My ex and I were together for 8 years. We were happy. He was my college professor. He made his first move during class. But I was hesitant since he was a professor. He then resigned that same school year and we continued dating and eventually, been together since then.
First few years were great. His family met me but mine didn’t. He introduced me to his mom, which I wasn’t ready. So, I acted foolish and it came off as rude. Since that incident, I told him not to surprise me with anything especially with his family. Because I want to get to know them but I want to be ready not ambushed. I didn’t have plans for him to meet my parents because I thought how we met mattered – that he was a professor and I was his student. My parents are old school strict ones. Never had a boyfriend before, he was my first. ❤️
I had issues at home that I decided to move out. He came along with me. He worked for us. I worked to help out, too. We were surviving. We lived together for awhile, almost like husband and wife. We shared expenses and savings to get us by. But things went sideways.
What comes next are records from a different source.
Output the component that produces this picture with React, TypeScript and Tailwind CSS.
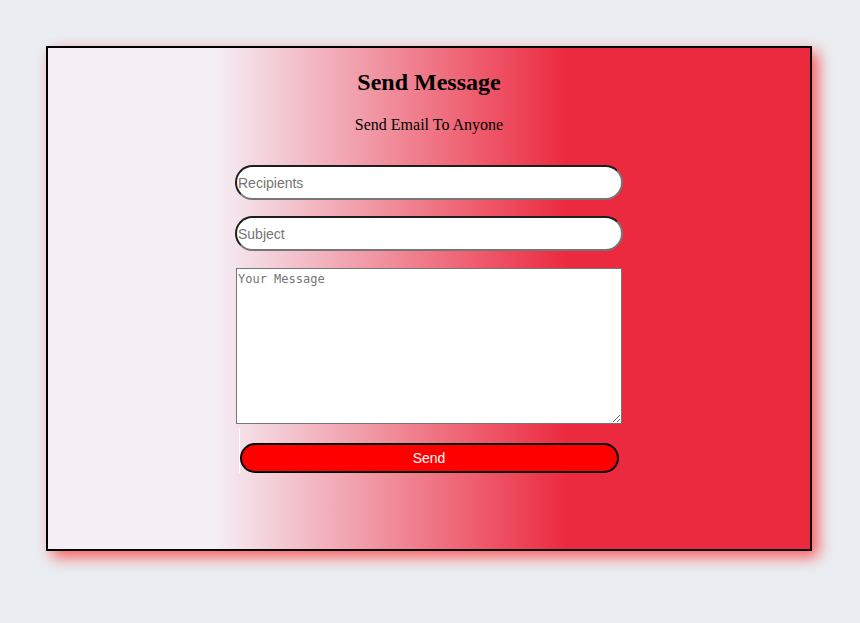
import React from 'react';

const App: React.FC = () => {
  return (
    <div className="min-h-screen w-full bg-[#eaeef2] pt-[46px]">
      <div
        className="ml-[46px] w-[766px] h-[505px] border-2 border-black bg-[linear-gradient(to_right,#f5eef5_22%,#ec2a3f_68%)] shadow-[6px_6px_14px_rgba(255,40,40,0.75)] flex flex-col items-center"
        style={{ fontFamily: '"Liberation Serif", "Times New Roman", serif' }}
      >
        <h2 className="mt-[20px] text-[24px] leading-[28px] font-bold text-black">Send Message</h2>
        <p className="mt-[20px] text-[16px] leading-[18px] text-black">Send Email To Anyone</p>

        <form className="mt-[31px] flex flex-col items-center" onSubmit={(e) => e.preventDefault()}>
          <input
            type="text"
            placeholder="Recipients"
            className="w-[388px] h-[35px] rounded-full border-2 border-t-[#1e1e1e] border-l-[#1e1e1e] border-b-[#767676] border-r-[#767676] bg-white px-[1px] text-[14px] text-black placeholder:text-[#757575] outline-none"
            style={{ fontFamily: '"Liberation Sans", Arial, sans-serif' }}
          />
          <input
            type="text"
            placeholder="Subject"
            className="mt-[16px] w-[388px] h-[35px] rounded-full border-2 border-t-[#1e1e1e] border-l-[#1e1e1e] border-b-[#767676] border-r-[#767676] bg-white px-[1px] text-[14px] text-black placeholder:text-[#757575] outline-none"
            style={{ fontFamily: '"Liberation Sans", Arial, sans-serif' }}
          />
          <textarea
            placeholder="Your Message"
            className="mt-[17px] w-[386px] h-[156px] border border-[#767676] bg-white px-[1px] py-[1px] text-[12px] text-black placeholder:text-[#757575] outline-none"
            style={{ fontFamily: '"DejaVu Sans Mono", "Liberation Mono", monospace' }}
          />
          <div className="relative w-[386px] flex justify-center">
            <div className="absolute left-[3px] top-[4px] w-px h-[45px] bg-white"></div>
            <button
              type="submit"
              className="mt-[19px] w-[379px] h-[30px] rounded-full border-2 border-black bg-[#ff0000] text-white text-[14px] font-normal"
              style={{ fontFamily: '"Liberation Sans", Arial, sans-serif' }}
            >
              Send
            </button>
          </div>
        </form>
      </div>
    </div>
  );
};

export default App;
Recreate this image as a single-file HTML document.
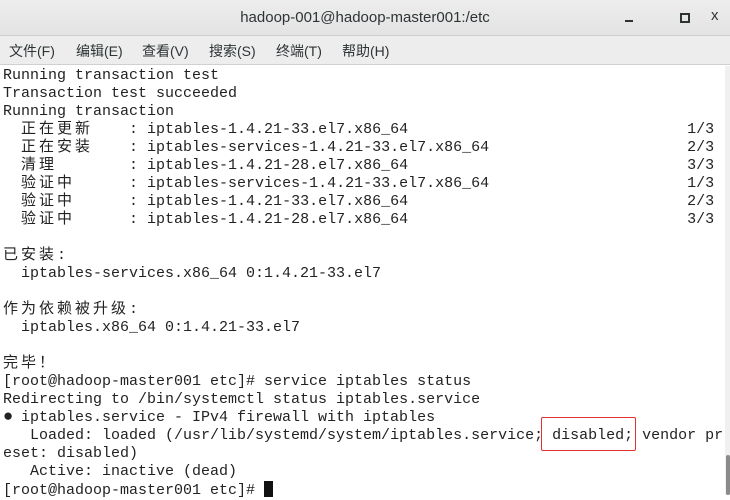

I admit, I wasn’t matured enough to deal with anything. He was matured compared to me. So I think he did more of the compromising part than me. And I loved him for that. We talked about marriage, kids, etc. We were in love and struggling at the same time.
Fast forward to our 8th year anniversary and a few months, we had broken up. After 3 years, he got married. He married a woman that I learned is a complete opposite of me. She met his family right away, he introduced her as well. She was responsible, I guess. She’s matured. And maybe that’s why he decided to marry her.